No início de 1967, começou a trabalhar comigo, na redação do Estado, um jovem que, como eu, acabava de ingressar na primeira turma do curso de Jornalismo da ECA-USP. Seu nome: Ricardo Kotscho. Repórter de talento, texto magnífico, fluente em alemão, ele não teve paciência para freqüentar o curso de Jornalismo. O diploma não lhe fez nenhuma falta. Como já tinha obtido registro profissional antes da regulamentação, Kotscho fez carreira brilhante e foi, até 2004, assessor especial do presidente Lula.
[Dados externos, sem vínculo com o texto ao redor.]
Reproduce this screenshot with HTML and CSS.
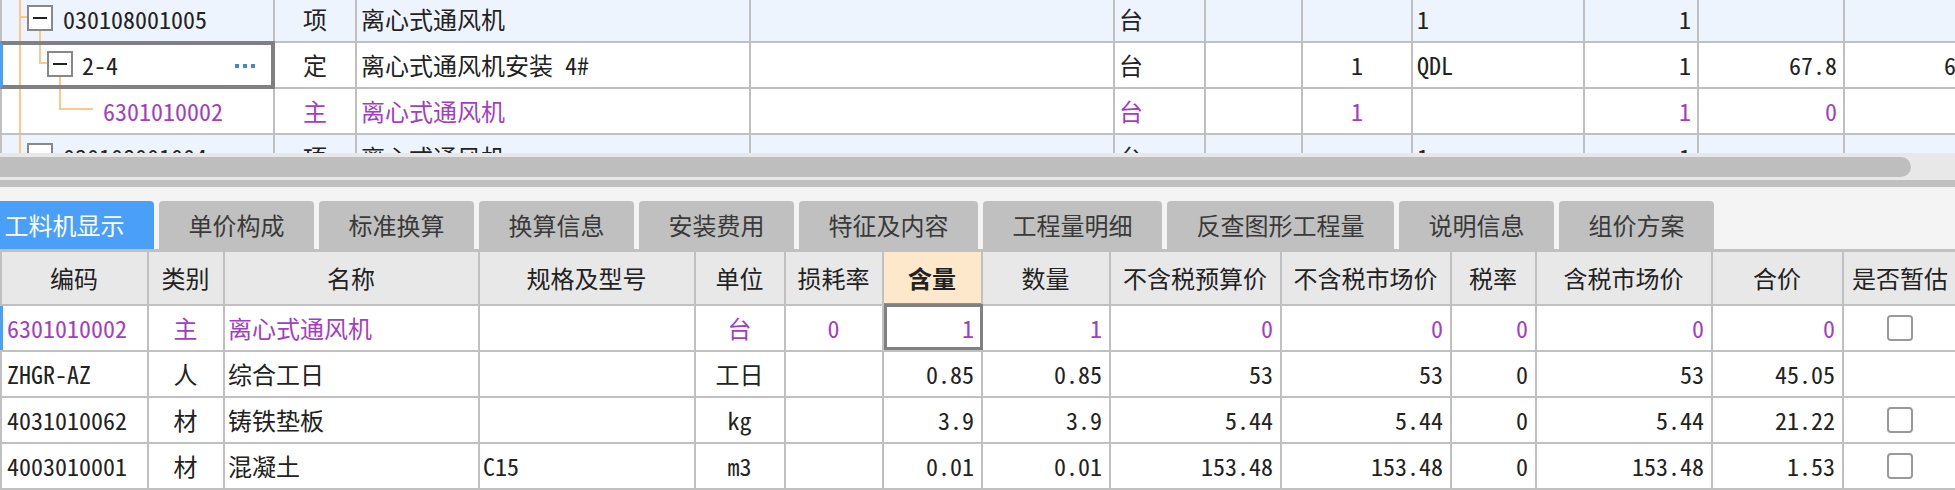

Quantas pessoas de talento e competentes, como Ricardo Kotscho, não são hoje impedidas de ingressar no jornalismo pela legislação burra, mesmo tendo outros cursos superiores? O jornalismo se transforma, assim, num clube fechado, impedindo a entrada de mais pessoas competentes e talentosas. Nem que sejam ganhadoras do Prêmio Nobel.

Para o trabalho cotidiano de produção de notícias o trabalho jornalístico não exige mais que o domínio de algumas técnicas, ensinadas nos cursos de graduação de Jornalismo, em oito semestres na universidade. Não precisava durar tanto. A rigor, seu conteúdo essencial poderia ser dado em seis meses de bom treinamento on the job.

É claro que apenas treinamento não basta para formar o verdadeiro jornalista e o profissional competente, é preciso experiência de anos, com especialização, cursos de pós-graduação e/ou extensão universitária, num processo de atualização cultural permanente.

Embora seja essa a formação ideal, não acredito que a regulamentação profissional possa nem deva torná-la requisito essencial e obrigatório para o jornalista. Uma abertura razoável seria exigir pelo menos um curso superior combinado com exame de suficiência. A Fenaj não aceita nenhum tipo de provão.

Não podemos permitir que a degradação do nível dos jornalistas comprometa a democracia, pois o jornalismo tem papel relevante na construção e no aprimoramento de uma sociedade livre, bem informada e aberta ao debate de idéias.